# tiny little grey stripey kitten 6-8 weeks old



## carolegan (Sep 1, 2008)

Hi Animal lovers, this morning a tiny little grey and white and black striped kitten came into my house, i have no idea where from and even my best efforts have found no owners of mother cat, she eats and drinks well from a bowl and is easy to handle . she looks about 6-8 weeks old and I really need to find her a home I have 2 cats already and it wouldnt be fair on them please help carol 97608048 can also email pictures peyia


----------



## Veronica (Apr 5, 2008)

Pehaps you should post picture of her here. Then maybe someone will fall in love with her and want her

PS, I would offer to take her but my cat beats up all the local kittens, she is a bully, so it wouldnt be a good idea.


----------



## carolegan (Sep 1, 2008)

Veronica said:


> Pehaps you should post picture of her here.
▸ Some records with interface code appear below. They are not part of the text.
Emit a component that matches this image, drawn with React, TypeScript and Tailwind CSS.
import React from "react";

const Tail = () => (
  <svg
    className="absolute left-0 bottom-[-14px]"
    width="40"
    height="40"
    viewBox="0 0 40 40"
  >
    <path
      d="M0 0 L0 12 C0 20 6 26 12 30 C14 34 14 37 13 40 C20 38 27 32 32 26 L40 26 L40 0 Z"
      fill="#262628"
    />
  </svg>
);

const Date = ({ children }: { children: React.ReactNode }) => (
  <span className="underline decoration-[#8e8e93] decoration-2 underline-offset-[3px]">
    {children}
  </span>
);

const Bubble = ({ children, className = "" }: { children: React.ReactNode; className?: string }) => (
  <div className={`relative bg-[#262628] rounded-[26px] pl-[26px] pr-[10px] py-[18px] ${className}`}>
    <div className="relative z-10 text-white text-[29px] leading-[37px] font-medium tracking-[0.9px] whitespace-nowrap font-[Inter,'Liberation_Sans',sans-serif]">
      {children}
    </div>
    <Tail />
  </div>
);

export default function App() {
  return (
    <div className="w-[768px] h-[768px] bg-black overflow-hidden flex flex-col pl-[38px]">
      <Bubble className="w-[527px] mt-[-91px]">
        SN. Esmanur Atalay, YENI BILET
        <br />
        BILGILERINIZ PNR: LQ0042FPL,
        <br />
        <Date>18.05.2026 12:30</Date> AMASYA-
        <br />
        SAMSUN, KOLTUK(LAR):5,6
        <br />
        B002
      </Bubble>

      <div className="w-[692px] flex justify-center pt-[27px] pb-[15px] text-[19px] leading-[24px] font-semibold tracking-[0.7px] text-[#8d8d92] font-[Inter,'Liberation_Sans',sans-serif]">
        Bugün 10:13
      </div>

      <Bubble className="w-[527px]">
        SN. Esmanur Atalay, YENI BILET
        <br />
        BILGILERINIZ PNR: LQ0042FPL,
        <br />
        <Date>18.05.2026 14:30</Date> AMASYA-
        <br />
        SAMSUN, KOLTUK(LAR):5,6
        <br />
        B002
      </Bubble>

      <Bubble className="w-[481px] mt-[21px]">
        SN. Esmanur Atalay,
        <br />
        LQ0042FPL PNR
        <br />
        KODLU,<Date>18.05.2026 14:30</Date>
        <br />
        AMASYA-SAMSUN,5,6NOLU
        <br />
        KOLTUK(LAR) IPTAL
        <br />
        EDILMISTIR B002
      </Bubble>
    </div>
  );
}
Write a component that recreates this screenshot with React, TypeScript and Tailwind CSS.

Then maybe someone will fall in love with her and want her
> 
> PS, I would offer to take her but my cat beats up all the local kittens, she is a bully, so it wouldnt be a good idea.


how do i post the pic on


----------



## Veronica (Apr 5, 2008)

carolegan said:


> how do i post the pic on


Go tp reply andwhen the box opens look at the top of the box.
There is a paperclip symbol. Click on that


----------



## Veronica (Apr 5, 2008)

This is my bully, she looks so sweet and inoccent dosnt she?


----------



## carolegan (Sep 1, 2008)

*the kitten*



Veronica said:


> This is my bully, she looks so sweet and inoccent dosnt she?


no not really


----------



## carolegan (Sep 1, 2008)

carolegan said:


> no not really


another one


----------



## Veronica (Apr 5, 2008)

Aww shes sweet
Lets hope someone will give her good home


----------



## tackle (Mar 9, 2010)

i hope you find somewhere for her, i was in coral bay in october & 2 kittens identical in markings to her adopted us, it broke our hearts when we had to leave them........the situation with strays there is very sad, both cats & some dogs.


----------



## voltron (Aug 19, 2010)

there are loads of cats like that just living in the streets in nicosia and eating out of bins etc.


----------



## carolegan (Sep 1, 2008)

voltron said:


> there are loads of cats like that just living in the streets in nicosia and eating out of bins etc.


its such a shame she is little sweetheart been to the vets and had her vacs and worming done and she is barely 6 weeks old


----------